‘Never too big for your home town’
“You’re never too big for your home town”.
That’s the motto Rockhampton tech millionaire Bevan Slattery lives by.
Mr Slattery, who is now based in Brisbane with his family, returned home last week to partake in some Beef Australia 2021 activities.
He was among the panel of judges at the Pitch in the Paddock, dubbed the “Shark Tank” of agriculture technology.
Black Box Co, a software data start-up, took out the win, with a $10,000 cheque to take home.
There were nine finalists with a range of pitches from a castration knife handle, software for truck drivers, pig trap, floating water level sensor, software and apps.
“I loved it, the thing I liked about it, it was so diverse in every respect,” Mr Slattery said.

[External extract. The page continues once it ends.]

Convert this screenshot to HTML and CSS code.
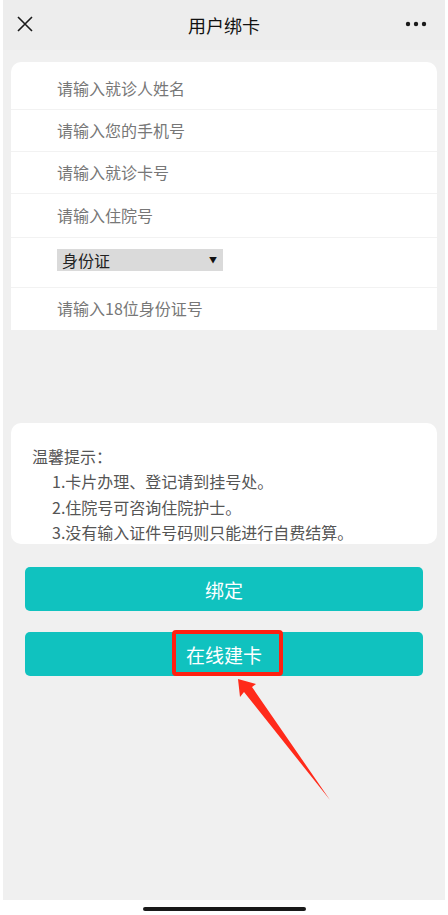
FILE: index.html
```html
<!DOCTYPE html>
<html lang="zh-CN">
<head>
<meta charset="utf-8">
<title>用户绑卡</title>
<link rel="stylesheet" href="styles.css">
</head>
<body>
<div class="phone">
  <header class="nav">
    <svg class="nav-close" width="16" height="16" viewBox="0 0 16 16"><path d="M1 1L15 15M15 1L1 15" stroke="#1a1a1a" stroke-width="1.6" fill="none"/></svg>
    <h1 class="nav-title">用户绑卡</h1>
    <svg class="nav-more" width="22" height="6" viewBox="0 0 22 6"><circle cx="3" cy="3" r="2.2" fill="#1a1a1a"/><circle cx="11" cy="3" r="2.2" fill="#1a1a1a"/><circle cx="19" cy="3" r="2.2" fill="#1a1a1a"/></svg>
  </header>
  <main class="main">
    <form class="form-card">
      <div class="row"><input class="field" type="text" placeholder="请输入就诊人姓名"></div>
      <div class="row"><input class="field" type="text" placeholder="请输入您的手机号"></div>
      <div class="row"><input class="field" type="text" placeholder="请输入就诊卡号"></div>
      <div class="row row-tall"><input class="field" type="text" placeholder="请输入住院号"></div>
      <div class="row row-select">
        <div class="select"><span>身份证</span><span class="caret">▼</span></div>
      </div>
      <div class="row row-last"><input class="field" type="text" placeholder="请输入18位身份证号"></div>
    </form>
    <section class="tips">
      <p class="tips-title">温馨提示：</p>
      <ol class="tips-list">
        <li>1.卡片办理、登记请到挂号处。</li>
        <li>2.住院号可咨询住院护士。</li>
        <li>3.没有输入证件号码则只能进行自费结算。</li>
      </ol>
    </section>
    <div class="actions">
      <button class="btn" type="button">绑定</button>
      <button class="btn btn-create" type="button">在线建卡<span class="highlight"></span></button>
    </div>
  </main>
  <svg class="arrow" width="100" height="130" viewBox="0 0 100 130">
    <polygon points="3,2 5,20 9,15 95,123 17,10 21,7" fill="#ff2a1a"/>
  </svg>
</div>
<div class="home-area"><div class="home-bar"></div></div>
</body>
</html>
```
FILE: styles.css
```css
* { box-sizing: border-box; }
html, body { margin: 0; padding: 0; background: #ffffff; }
body {
  font-family: "Noto Sans CJK SC", "Noto Sans", sans-serif;
  width: 448px;
  height: 915px;
  overflow: hidden;
}
.phone {
  position: relative;
  margin: 0 3px;
  height: 900px;
  background: #f0f0f0;
  display: flex;
  flex-direction: column;
}
.nav {
  height: 50px;
  background: #ededed;
  display: flex;
  align-items: center;
  justify-content: space-between;
  padding: 0 18px 0 14px;
  position: relative;
}
.nav-title {
  position: absolute;
  left: 0; right: 0;
  margin: 0;
  text-align: center;
  font-size: 18px;
  font-weight: 400;
  color: #111;
  line-height: 50px;
  pointer-events: none;
}
.nav-close { margin-top: -2px; }
.nav-more { margin-top: -2px; }
.main {
  padding: 12px 8px 0;
}
.form-card {
  background: #fff;
  border-radius: 10px 10px 0 0;
  padding-top: 6px;
  margin: 0;
}
.row {
  height: 42px;
  border-bottom: 1px solid #f2f2f2;
  display: flex;
  align-items: center;
  padding-left: 46px;
}
.row-tall { height: 44px; }
.row-select { height: 50px; }
.row-last { border-bottom: none; }
.field {
  border: none;
  outline: none;
  background: transparent;
  font: inherit;
  font-size: 16px;
  width: 300px;
  padding: 0;
  color: #333;
  margin-top: -2px;
}
.field::placeholder { color: #777; }
.select {
  width: 166px;
  height: 22px;
  background: #dadada;
  display: flex;
  align-items: center;
  justify-content: space-between;
  padding: 0 6px 0 5px;
  font-size: 16px;
  color: #222;
  margin-top: -6px;
}
.caret { font-size: 8px; color: #111; }
.tips {
  margin-top: 93px;
  background: #fff;
  border-radius: 10px;
  padding: 21px 0 0 21px;
  height: 121px;
  color: #555;
  font-size: 16px;
  line-height: 25.3px;
}
.tips-title { margin: 0; }
.tips-list {
  list-style: none;
  margin: 0;
  padding: 0 0 0 20px;
}
.actions {
  padding: 23px 14px 0;
  display: flex;
  flex-direction: column;
  gap: 21px;
}
.btn {
  position: relative;
  height: 44px;
  border: none;
  border-radius: 5px;
  background: #10c2bf;
  color: #fff;
  font: inherit;
  font-size: 19px;
  padding: 0;
}
.highlight {
  position: absolute;
  left: 147px;
  top: -2px;
  width: 111px;
  height: 46px;
  border: 4px solid #ff2010;
  border-radius: 4px;
}
.arrow {
  position: absolute;
  left: 232px;
  top: 677px;
}
.home-area {
  height: 15px;
  display: flex;
  justify-content: center;
  padding-top: 7px;
}
.home-bar {
  width: 163px;
  height: 4px;
  border-radius: 2px;
  background: #1a1a1a;
}
```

“You had businesses that were really early on in their cycle, that were at the product end and were expanding ….an incredibly safe low-cost castration device and artificial intelligence data lag that they are going to use in the beef industry … you couldn’t get more diverse.”
While there was only one winner, a number of the finalists saw direct investment from the judges.
Mr Slattery pledged to donate $12,000 to Rob Stewart’s castration knife handle product – and doesn’t expect anything in the return.
“That device, I hate to think how many people get injured by it,” Mr Slattery said.
“They both walked away with the result in the end … I’m just happy to support him.”
The founder behind many telecommunication and IT companies, Mr Slattery is a busy man.
He doesn’t participate in a lot of judging events but when he got the call up for Beef 2021, he couldn’t say no.
Former government minister Kate Jones, who now works for Mr Slattery, told him “you are never too big for your home town”.
“For me it’s not something I normally do (judging), so I was really excited to come back to my hometown,” he said.
“I was petrified to be quite honest because I knew we would be given such a diverse range of ideas.
“I thought, I hope I don’t mess this up.”
Getting the chance to speak with the finalists, judges and guests at the event, Mr Slattery said it was great to be able to connect with everyone.
His proud parents were among the crowd at the event.
“Often when I come here, it is to do things with family … but I really have enjoyed the time I have spent at Beef Week,” he said.
He has promised to come home more often.
“I am really going to start coming back for local events like this,” he said.
“Whether I have the opportunity to meet business people or entrepreneurs, where I can just be in a community of people that are just trying to make a difference.
“I am glad to be back and committed to come back for more of these kind of events.”
Beef Australia 2024 is already marked on his calendar.
“It’s so unique, Beef Week always has been,” he said.
“It’s so good for the economy and community, it’s a great vibe and I love to be involved in it and I will be back in three years’ time.”